Explained this anxious fisho, “I have now lost six Kontikis, a total cost of nearly $10,000. Will you tell me how you work your retrieve system, while leaving the longline set?”
My GFM is always willing to share knowledge, if it is helpful and will be treated with respect. This is what he had to say…
How Kontikis are lost
Most beach longline fishos simply tie their line to the Kontiki and let it loose for the programmed duration. When the timer shuts off the electric motor, the Kontiki is left to bob about on the surface while the longline does its part of the deal, catching fish. This valuable flotsam is only retrieved when the line is hauled ashore and then only if nothing cuts the line while it is fishing.

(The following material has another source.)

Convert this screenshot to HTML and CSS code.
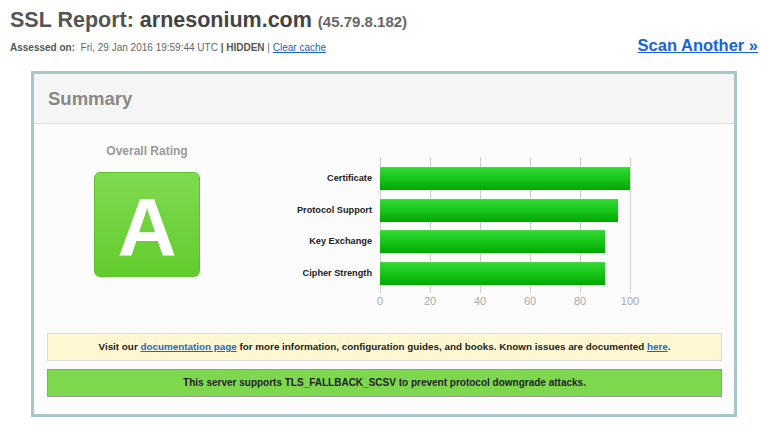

Perhaps the caught fish will attract a shark. Perhaps, while demolishing one fish after another, the shark’s razor teeth will cut the backbone line. Three times I have lost traces and stoppers to sharks and, to be realistic, that is probably par for the course on some beaches. It can happen. It does happen. But if it happens while the Kontiki is drifting about at the end of the line, then that Kontiki will be cut loose.
Mine won’t though. Mine is in the back of my 4WD while my longline fishes on alone. And it can be left set for just as long as I choose. I have no hesitation in leaving it fishing for several hours when I am on an East coast beach. The rules for the West coast differ significantly - a longline on the West coast should be retrieved after only twenty to thirty minutes, as sharks are far more troublesome there.
A second retrieve line
So how do I get my expensive Kontiki ashore after separating it from the longline? The answer lies in a retrieve line; a second line on a second reel or powered winch.
I separate the two beach reels by thirty metres, applying a light drag to both. This drag ensures I don’t have dangerous overruns during the setting procedure. For the longline, I like to have the drag a bit firmer as I am often working alone.
The incoming force of the swell helps keep the autor's modified set-up in place on the back of the Kontiki.
The powerful Kontiki doesn’t even know there is a drag but the extra resistance is important because it keeps the longline attached to a short spike bolted to the underside, towards the rear. A 40-mm steel ring tied to the end of the longline slips over the spike while the drag of the line being hauled to seaward keeps it firmly in place. A 12-ounce lead weight (or the short length of chain I favour), which anchors the seaward end of the fishing line, adds to the drag effect, pulling at the rear of the Kontiki and keeping everything in place.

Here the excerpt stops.